If you've ever built a data transformation pipeline with dbt, you know the drill: you model your data, test it, document it... and then you hand it off. Someone else, usually in a BI tool, rebuilds the logic you just perfected to create charts and dashboards. It creates a frustrating gap between the single source of truth you built and the metrics stakeholders actually see.

What if you could skip that last, messy handoff? What if your dbt project could directly become a live BI layer, where the metrics you define in YAML automatically turn into a shareable analytics interface? That's the promise of Lightdash.

What It Does

Lightdash is an open-source BI platform that connects directly to your dbt project. It reads your dbt models, your schema.yml files, and your metric definitions, and turns them into a live, web-based analytics tool. Essentially, it adds a visualization and exploration layer on top of your dbt core, without requiring you to redefine your business logic.

You define metrics (like total_revenue, weekly_active_users) alongside your dbt models using simple YAML. Lightdash picks those up and makes them available as dimensions and measures in a no-code UI where your team can build charts, dashboards, and run ad-hoc queries.

Why It's Cool

The magic here is in the tight integration. This isn't just another BI tool with a dbt connector. It's built around the dbt workflow.

  • Metrics are Defined in Code: Your metrics live in your dbt YAML files, next to your table definitions. They're version-controlled, tested, and documented alongside your models. No more "which dashboard is using the correct revenue formula?"
  • Self-Serve, But Governed: Analytics engineers and data developers set up the trusted data models and core metrics. Business users can then explore and build dashboards from that curated foundation, without writing SQL or risking incorrect joins.
  • It's Just SQL: Lightdash generates and runs SQL directly on your data warehouse (it supports Snowflake, BigQuery, Redshift, etc.). There's no intermediary processing layer, so performance is predictable and you're using the compute you already pay for.
  • Open Source & Extensible: You can host it yourself, customize it, and see exactly how it works. The community is active, and it feels like a tool built for the modern data stack, not just bolted onto it.

How to Try It

The fastest way to see Lightdash in action is to use their cloud offering. You can connect a sample dbt project or your own in a few clicks.

  1. Go to Lightdash Cloud and sign up.
  2. Follow the guide to connect your data warehouse and point it to a dbt project (you can use their demo project if you just want to kick the tires).
  3. Lightdash will sync your dbt project's metadata.
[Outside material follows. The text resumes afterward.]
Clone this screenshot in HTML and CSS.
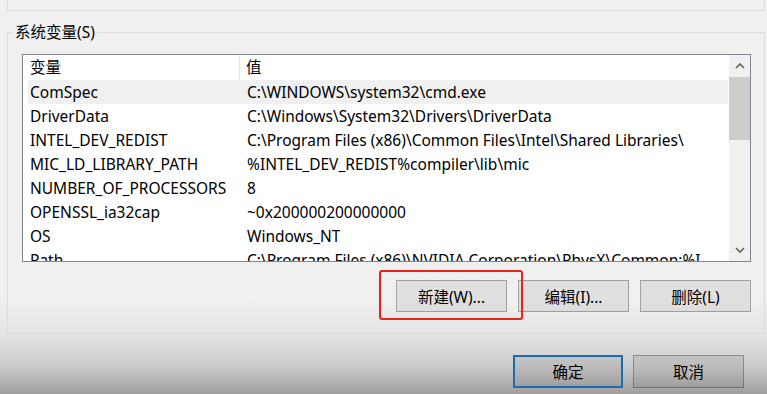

Once it's done, your models and metrics will appear in the "Explore" tab, ready to be visualized.

If you prefer to self-host, the GitHub repository has a detailed setup guide using Docker. It's straightforward if you're comfortable with Docker Compose and have a dbt project ready to go.

Final Thoughts

As a developer, the appeal of Lightdash is clear: it extends the reach of your dbt project without creating extra maintenance work. You're not building a separate "BI layer"; you're exposing one that already exists in your code. It bridges the gap between data development and data consumption in a clean, maintainable way.

If your team is already bought into dbt and you're tired of the dashboard tug-of-war between "flexibility" and "governance," Lightdash is absolutely worth an afternoon of experimentation. It might just be the tool that finally makes your carefully crafted schema.yml files the center of your company's data conversation.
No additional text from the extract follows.